Billy Grammer singles chronology
| "I'd Like to Know Why" (1961) | "I Wanna Go Home" (1962) | "I'll Leave The Porch Lights A-Burning" (1963) |

= Detroit City (song) =

Song written by Danny Dill and Mel Tillis

"Detroit City" is a song written by Danny Dill and Mel Tillis, made famous by Billy Grammer (as "I Wanna Go Home"), country music singer Bobby Bare, and Tom Jones. Bare's version was released in 1963 and was featured on his album "Detroit City" and Other Hits by Bobby Bare. The song — sometimes known as "I Wanna Go Home" (from the opening line to the refrain) — was Bare's first top-10 hit on the Billboard Hot Country Singles chart that summer, and became a country music standard.

==About the song==
Prior to Bare's success with "Detroit City," country singer Billy Grammer released his version of the Danny Dill and Mel Tillis-penned song. His version was known as "I Wanna Go Home" and peaked at number 18 on the Billboard country charts in 1963.

The song is the working man's complaint, and "with its melody reminiscent of the 'Sloop John B', describes the alienation felt by many rural Southerners in the mid North," wrote country music historian Bill Malone. "Here, [Bare's] earnest and plaintive interpretation lends great believability to this mournful song." Bob Dylan describes the song as "...not so much the song of a dreamer, but the song of someone who is caught up in a fantasy of the way things used to be. But the listener knows that it just doesn't exist." Bare's version begins in the key of E, until after the repeat of the refrain, he makes a transition to the key of B for the second verse and refrain. He makes a transition back to the key of E as the song fades out. Bare's version also features a spoken recitation following half of the second verse, before singing the refrain before the song's fade.
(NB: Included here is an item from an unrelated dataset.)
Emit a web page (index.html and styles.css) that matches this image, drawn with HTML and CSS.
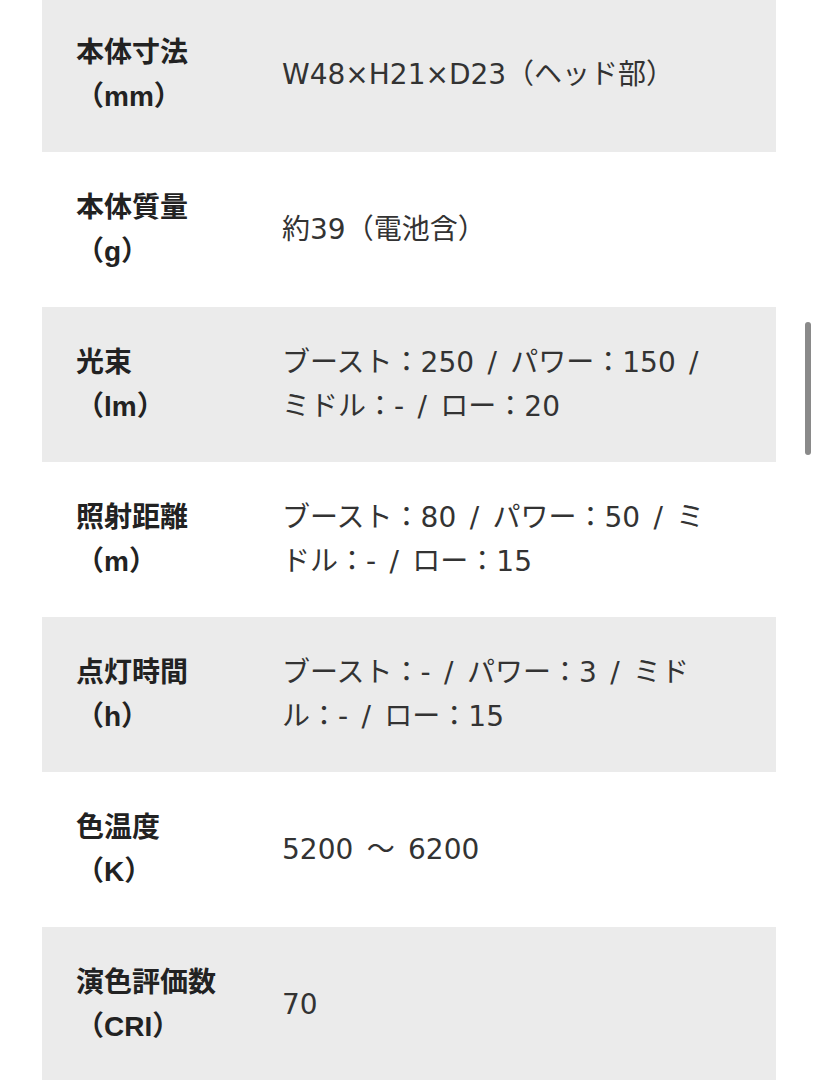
FILE: index.html
```html
<!DOCTYPE html>
<html lang="ja">
<head>
<meta charset="utf-8">
<link rel="stylesheet" href="styles.css">
</head>
<body>
<div class="spec">
  <div class="row shade">
    <div class="label">本体寸法<br>（mm）</div>
    <div class="value">W48×H21×D23（ヘッド部）</div>
  </div>
  <div class="row">
    <div class="label">本体質量<br>（g）</div>
    <div class="value">約39（電池含）</div>
  </div>
  <div class="row shade">
    <div class="label">光束<br>（lm）</div>
    <div class="value">ブースト：250 / パワー：150 / ミドル：- / ロー：20</div>
  </div>
  <div class="row">
    <div class="label">照射距離<br>（m）</div>
    <div class="value">ブースト：80 / パワー：50 / ミドル：- / ロー：15</div>
  </div>
  <div class="row shade">
    <div class="label">点灯時間<br>（h）</div>
    <div class="value">ブースト：- / パワー：3 / ミドル：- / ロー：15</div>
  </div>
  <div class="row">
    <div class="label">色温度<br>（K）</div>
    <div class="value">5200 ～ 6200</div>
  </div>
  <div class="row shade">
    <div class="label">演色評価数<br>（CRI）</div>
    <div class="value">70</div>
  </div>
</div>
<div class="scrollbar"></div>
</body>
</html>
```

FILE: styles.css
```css
html, body {
  margin: 0;
  padding: 0;
  background: #ffffff;
  overflow: hidden;
}
body {
  font-family: "Noto Sans CJK JP", sans-serif;
  color: #2b2b2b;
}
.spec {
  margin: -3px 42px 0 42px;
  width: 734px;
}
.row {
  display: grid;
  grid-template-columns: 240px 430px;
  align-items: center;
  padding: 33.5px 0;
  line-height: 44px;
}
.shade {
  background: #ebebeb;
}
.label {
  padding-left: 34px;
  font-family: "Liberation Sans", "Noto Sans CJK JP", sans-serif;
  font-size: 28px;
  font-weight: bold;
  color: #222222;
}
.value {
  font-family: "DejaVu Sans", "Noto Sans CJK JP", sans-serif;
  font-size: 28px;
  word-spacing: 4.5px;
  color: #333333;
}
.scrollbar {
  position: fixed;
  left: 805px;
  top: 322px;
  width: 6px;
  height: 133px;
  border-radius: 3px;
  background: #8a8a8a;
}
```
The song's peak in popularity during the summer of 1963 came during a time when Tillis was still experiencing most of his success as a songwriter. He had previously written hits for Webb Pierce, Brenda Lee, Stonewall Jackson, and others, but this was one of his earliest major hits as a songwriter outside of those artists.

The song won Bobby Bare a Grammy for the Best Country and Western Recording at the 6th Annual Grammy Awards in 1963.

==Chart performance==
Billy Grammer's "I Wanna Go Home" reached number 18 on the Billboard Hot Country Singles chart in early 1963. That summer, Bobby Bare's retitled version peaked at number six on the Billboard country chart (it spent total of 18 weeks on this chart) and number 16 on the Billboard Hot 100.

===Billy Grammer===

| Chart (1963) | Peak position |
|---|---|
| U.S. Billboard Hot Country Singles | 18 |

===Bobby Bare===

| Chart (1963) | Peak position |
|---|---|
| Australian Kent Music Report | 93 |
| Danish Singles Chart | 7 |
| German Singles Chart | 40 |
| Norwegian Singles Chart | 1 |
| Sweden (Kvällstoppen) | 1 |
| Sweden (Tio i Topp) | 1 |
| U.S. Billboard Adult Contemporary | 4 |
| U.S. Billboard Hot Country Singles | 6 |
| U.S. Billboard Hot 100 | 16 |

===Tom Jones===

| Chart (1967) | Peak position |
|---|---|
| U.K. Singles Chart | 8 |
| Austrian Top 40 | 14 |
| U.S. Billboard Hot 100 | 27 |
| German Singles Chart | 35 |
| Canadian Singles Chart | 16 |

===Dean Martin===

| Chart (1970) | Peak position |
|---|---|
| U.S. Billboard Bubbling Under-Hot 100 | 1 |
| U.S. Billboard Adult Contemporary | 36 |
| Canadian RPM Top Singles | 93 |

==Other notable versions==
- Arthur Alexander released the song as a single in 1965 backed with "You Don't Care," but it did not perform well and proved to be his last single for Dot Records. Nonetheless, historian Nat Hentoff described Alexander's rendition as "deeply compelling," stating that it "[eclipsed] the original version by Bobby Bare." Alexander biographer described it as "a stirring rendition." Music USA: A Rough Guide also praised Alexander's version. No Depression magazine states that Alexander's version "mourns a rural-to-urban migration that black Americans could relate to every bit as much as poor Southern whites."
- In 1967, the song was also covered by Tom Jones, who had a UK Top 10 hit with it. The Jones version features Bare's spoken Recitation as well. Jones also included the song on his 1967 album Green, Green Grass of Home.
- Solomon Burke covered the song in 1967 as well for his album King Solomon. His version reached #10 in the Canadian RPM Soul charts on January 27, 1968.